I know better now.  I’ve learned that isn’t how we should ever be.  I have learned that doing the wrong thing, even for the right reasons, is still the wrong thing.  And I’ve expended an inordinate amount of effort and self-reflection to evolve my attitudes to match my moral compass.  But from her words at her Senate confirmation hearing, it’s unclear if Haspel has.  She is viewed by many as a savvy operator, one who comes from the operations side of the Agency and gets the job done in a competent, expedient fashion.  But expedience is damning faint praise when it comes to something so important and nuanced as upholding the dignity of America on the world stage.  And in a job that oversees drone strikes and covert action programs all over the planet, a baseline moral compass should be an absolute prerequisite.  There are simply too many weapons at the disposal of the CIA director – and too much latitude for their use – for a person governed by expediency over morality.

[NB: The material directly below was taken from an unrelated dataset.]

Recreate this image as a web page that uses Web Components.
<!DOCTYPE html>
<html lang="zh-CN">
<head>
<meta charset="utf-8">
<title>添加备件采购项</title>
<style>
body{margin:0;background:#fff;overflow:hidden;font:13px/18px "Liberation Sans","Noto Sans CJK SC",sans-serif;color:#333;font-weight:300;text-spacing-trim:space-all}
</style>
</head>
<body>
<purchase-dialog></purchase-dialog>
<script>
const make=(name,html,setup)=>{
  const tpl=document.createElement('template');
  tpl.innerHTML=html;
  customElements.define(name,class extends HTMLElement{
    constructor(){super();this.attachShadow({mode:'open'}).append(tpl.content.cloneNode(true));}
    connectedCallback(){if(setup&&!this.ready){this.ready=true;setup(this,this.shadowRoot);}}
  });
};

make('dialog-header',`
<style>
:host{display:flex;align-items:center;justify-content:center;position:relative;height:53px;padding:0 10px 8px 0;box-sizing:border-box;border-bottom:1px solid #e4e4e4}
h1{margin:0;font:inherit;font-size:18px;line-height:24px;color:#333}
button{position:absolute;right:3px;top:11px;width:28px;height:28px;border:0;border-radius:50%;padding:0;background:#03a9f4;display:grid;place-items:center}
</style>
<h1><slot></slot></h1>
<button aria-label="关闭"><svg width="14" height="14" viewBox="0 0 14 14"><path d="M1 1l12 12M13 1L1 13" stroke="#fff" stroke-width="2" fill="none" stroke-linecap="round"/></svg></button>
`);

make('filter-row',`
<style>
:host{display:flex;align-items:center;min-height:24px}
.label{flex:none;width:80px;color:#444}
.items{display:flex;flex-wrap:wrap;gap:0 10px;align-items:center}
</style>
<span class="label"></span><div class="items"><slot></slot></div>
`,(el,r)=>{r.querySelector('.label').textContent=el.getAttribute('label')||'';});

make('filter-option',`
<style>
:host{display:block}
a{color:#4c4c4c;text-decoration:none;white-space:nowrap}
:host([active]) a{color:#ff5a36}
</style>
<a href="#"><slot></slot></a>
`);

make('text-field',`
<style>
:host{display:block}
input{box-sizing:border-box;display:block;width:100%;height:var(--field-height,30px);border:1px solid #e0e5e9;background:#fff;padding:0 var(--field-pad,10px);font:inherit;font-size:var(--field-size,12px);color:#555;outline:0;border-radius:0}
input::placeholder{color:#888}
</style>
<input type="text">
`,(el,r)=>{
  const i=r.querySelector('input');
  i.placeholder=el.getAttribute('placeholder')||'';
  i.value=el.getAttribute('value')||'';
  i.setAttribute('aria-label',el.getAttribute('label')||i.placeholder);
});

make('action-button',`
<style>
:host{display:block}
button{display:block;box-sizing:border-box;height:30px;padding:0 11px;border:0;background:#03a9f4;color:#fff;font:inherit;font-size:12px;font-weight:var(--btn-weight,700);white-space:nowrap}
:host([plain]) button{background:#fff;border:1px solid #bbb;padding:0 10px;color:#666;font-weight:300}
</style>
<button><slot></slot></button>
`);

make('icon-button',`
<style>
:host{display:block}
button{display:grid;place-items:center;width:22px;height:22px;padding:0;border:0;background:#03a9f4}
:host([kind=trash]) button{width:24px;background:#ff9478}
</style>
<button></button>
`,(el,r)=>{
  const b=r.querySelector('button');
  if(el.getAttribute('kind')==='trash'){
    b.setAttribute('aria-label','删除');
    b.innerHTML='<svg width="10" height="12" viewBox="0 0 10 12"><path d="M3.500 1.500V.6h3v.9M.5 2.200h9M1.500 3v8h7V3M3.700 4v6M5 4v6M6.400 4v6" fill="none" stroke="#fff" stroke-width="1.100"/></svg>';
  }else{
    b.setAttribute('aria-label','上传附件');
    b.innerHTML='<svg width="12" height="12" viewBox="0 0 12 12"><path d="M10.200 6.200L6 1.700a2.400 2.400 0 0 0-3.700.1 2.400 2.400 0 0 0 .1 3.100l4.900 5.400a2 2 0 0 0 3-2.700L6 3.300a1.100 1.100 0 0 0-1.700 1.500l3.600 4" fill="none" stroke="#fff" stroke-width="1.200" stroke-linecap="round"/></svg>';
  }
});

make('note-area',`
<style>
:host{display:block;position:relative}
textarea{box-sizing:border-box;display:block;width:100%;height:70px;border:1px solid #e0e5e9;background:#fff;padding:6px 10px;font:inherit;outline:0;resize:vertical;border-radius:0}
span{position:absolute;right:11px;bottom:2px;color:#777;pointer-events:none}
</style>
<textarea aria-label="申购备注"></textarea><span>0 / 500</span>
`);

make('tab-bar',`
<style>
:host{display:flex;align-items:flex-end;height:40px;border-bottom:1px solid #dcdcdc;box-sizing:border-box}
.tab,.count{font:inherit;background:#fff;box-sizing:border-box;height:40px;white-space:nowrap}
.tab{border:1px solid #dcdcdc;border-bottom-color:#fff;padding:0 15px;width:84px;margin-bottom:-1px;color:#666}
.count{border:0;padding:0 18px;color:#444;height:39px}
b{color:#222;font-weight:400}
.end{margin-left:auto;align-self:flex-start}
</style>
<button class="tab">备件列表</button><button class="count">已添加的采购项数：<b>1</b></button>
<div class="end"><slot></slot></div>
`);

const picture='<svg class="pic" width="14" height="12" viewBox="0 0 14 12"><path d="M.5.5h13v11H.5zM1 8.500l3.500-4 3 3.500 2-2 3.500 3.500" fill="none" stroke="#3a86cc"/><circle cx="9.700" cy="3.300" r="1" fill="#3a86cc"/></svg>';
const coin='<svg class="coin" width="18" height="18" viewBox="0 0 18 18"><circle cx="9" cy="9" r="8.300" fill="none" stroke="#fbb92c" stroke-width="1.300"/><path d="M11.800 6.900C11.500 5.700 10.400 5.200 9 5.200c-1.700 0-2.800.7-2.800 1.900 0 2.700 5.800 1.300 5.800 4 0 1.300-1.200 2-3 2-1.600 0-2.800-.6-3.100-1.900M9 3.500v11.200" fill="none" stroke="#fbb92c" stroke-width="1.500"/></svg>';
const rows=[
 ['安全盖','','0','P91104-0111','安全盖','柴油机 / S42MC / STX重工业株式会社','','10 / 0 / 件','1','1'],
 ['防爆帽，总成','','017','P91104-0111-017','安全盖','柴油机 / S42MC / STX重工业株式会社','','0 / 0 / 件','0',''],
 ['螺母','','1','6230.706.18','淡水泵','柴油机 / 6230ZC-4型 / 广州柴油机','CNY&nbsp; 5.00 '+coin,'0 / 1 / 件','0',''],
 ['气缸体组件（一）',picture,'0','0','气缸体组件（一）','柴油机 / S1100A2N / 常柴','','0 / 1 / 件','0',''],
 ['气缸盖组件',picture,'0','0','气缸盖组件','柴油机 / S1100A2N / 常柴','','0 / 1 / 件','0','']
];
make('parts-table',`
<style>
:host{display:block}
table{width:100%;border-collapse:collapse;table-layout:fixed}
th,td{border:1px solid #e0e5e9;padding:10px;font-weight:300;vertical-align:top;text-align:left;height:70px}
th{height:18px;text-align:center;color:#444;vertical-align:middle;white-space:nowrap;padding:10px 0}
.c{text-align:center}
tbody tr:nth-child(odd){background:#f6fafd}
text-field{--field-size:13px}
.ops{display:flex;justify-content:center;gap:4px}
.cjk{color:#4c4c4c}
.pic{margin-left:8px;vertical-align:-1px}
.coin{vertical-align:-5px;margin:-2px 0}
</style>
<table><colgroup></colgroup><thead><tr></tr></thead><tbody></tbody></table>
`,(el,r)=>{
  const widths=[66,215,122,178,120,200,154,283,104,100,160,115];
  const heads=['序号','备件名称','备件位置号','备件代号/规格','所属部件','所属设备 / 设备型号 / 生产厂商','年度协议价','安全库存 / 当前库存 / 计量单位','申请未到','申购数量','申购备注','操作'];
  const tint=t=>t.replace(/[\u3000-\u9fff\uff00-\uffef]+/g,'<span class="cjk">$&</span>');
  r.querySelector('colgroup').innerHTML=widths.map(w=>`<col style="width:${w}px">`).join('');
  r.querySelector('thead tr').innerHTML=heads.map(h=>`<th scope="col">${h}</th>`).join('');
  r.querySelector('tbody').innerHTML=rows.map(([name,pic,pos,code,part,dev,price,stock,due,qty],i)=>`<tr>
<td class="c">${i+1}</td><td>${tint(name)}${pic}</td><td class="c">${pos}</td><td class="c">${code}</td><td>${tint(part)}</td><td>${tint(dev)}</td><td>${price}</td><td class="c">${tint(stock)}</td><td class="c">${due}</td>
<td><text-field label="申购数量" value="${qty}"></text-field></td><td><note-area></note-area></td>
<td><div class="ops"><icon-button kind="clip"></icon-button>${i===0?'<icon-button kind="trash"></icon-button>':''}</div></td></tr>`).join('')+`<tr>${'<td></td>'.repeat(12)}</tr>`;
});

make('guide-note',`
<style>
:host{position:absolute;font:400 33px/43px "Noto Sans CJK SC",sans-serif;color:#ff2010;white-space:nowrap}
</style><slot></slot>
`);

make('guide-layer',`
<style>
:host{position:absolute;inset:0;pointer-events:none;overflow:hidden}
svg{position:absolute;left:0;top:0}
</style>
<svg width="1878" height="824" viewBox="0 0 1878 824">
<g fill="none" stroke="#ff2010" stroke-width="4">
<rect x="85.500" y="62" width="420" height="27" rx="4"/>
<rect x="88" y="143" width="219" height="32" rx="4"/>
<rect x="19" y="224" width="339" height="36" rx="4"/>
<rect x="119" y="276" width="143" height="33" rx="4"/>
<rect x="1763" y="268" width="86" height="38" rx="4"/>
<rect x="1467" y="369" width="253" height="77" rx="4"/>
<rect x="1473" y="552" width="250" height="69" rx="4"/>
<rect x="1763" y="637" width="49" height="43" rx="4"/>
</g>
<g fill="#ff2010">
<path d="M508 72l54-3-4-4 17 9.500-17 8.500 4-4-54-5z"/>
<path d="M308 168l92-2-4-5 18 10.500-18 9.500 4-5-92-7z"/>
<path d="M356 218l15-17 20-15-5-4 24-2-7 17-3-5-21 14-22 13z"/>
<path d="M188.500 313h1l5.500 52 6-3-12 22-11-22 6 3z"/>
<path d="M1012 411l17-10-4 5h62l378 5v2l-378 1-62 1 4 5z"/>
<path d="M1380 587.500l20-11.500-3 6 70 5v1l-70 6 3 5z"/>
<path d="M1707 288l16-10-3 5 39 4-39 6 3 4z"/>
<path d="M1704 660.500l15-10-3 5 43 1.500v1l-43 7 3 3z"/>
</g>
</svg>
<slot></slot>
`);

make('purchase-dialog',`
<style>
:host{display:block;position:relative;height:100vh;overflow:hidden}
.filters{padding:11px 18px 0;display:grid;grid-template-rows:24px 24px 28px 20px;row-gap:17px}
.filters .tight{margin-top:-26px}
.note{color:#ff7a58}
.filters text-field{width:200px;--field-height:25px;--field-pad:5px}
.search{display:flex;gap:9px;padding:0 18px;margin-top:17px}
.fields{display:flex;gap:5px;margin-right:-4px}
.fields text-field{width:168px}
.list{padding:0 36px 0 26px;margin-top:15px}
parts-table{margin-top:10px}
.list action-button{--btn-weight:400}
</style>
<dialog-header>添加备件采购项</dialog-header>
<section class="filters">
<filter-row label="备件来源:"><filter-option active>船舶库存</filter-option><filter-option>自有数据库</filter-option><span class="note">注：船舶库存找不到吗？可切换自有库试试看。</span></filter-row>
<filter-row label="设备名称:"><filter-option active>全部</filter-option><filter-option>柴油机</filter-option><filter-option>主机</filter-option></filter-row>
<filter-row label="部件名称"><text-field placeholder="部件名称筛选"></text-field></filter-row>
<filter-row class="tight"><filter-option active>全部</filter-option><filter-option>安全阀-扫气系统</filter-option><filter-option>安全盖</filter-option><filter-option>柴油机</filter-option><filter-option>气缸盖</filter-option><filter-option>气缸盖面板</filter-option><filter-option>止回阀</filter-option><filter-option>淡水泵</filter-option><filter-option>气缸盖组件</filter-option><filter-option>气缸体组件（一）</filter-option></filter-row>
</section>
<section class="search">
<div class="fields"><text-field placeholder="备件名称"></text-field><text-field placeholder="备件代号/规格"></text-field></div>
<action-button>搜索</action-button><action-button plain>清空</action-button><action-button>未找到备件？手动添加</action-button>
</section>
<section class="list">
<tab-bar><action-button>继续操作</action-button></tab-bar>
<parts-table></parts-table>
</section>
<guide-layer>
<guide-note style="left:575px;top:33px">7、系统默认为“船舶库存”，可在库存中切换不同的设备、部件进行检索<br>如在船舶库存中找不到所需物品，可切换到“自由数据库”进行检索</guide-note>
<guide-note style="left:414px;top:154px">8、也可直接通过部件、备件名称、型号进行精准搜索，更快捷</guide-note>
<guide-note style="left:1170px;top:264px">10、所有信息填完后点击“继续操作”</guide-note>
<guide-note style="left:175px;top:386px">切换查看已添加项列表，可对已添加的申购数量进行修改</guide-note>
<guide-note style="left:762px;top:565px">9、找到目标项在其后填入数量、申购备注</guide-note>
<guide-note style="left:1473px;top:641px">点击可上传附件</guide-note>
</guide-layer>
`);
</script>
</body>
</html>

Based on her responses and the lack thereof, it appears that basic morality does not factor into the operational calculus for her, and even though it won’t be a disqualifying factor in her confirmation, it certainly should be.  Because even though 22-year-old-me might very well have done the same exact thing, I didn’t.  Gina Haspel did.  And as a public figure seeking confirmation for a position of such global importance, she should be made to face the consequences of her actions and held to the standards we used to demand of our leaders.  She won’t be, but she should.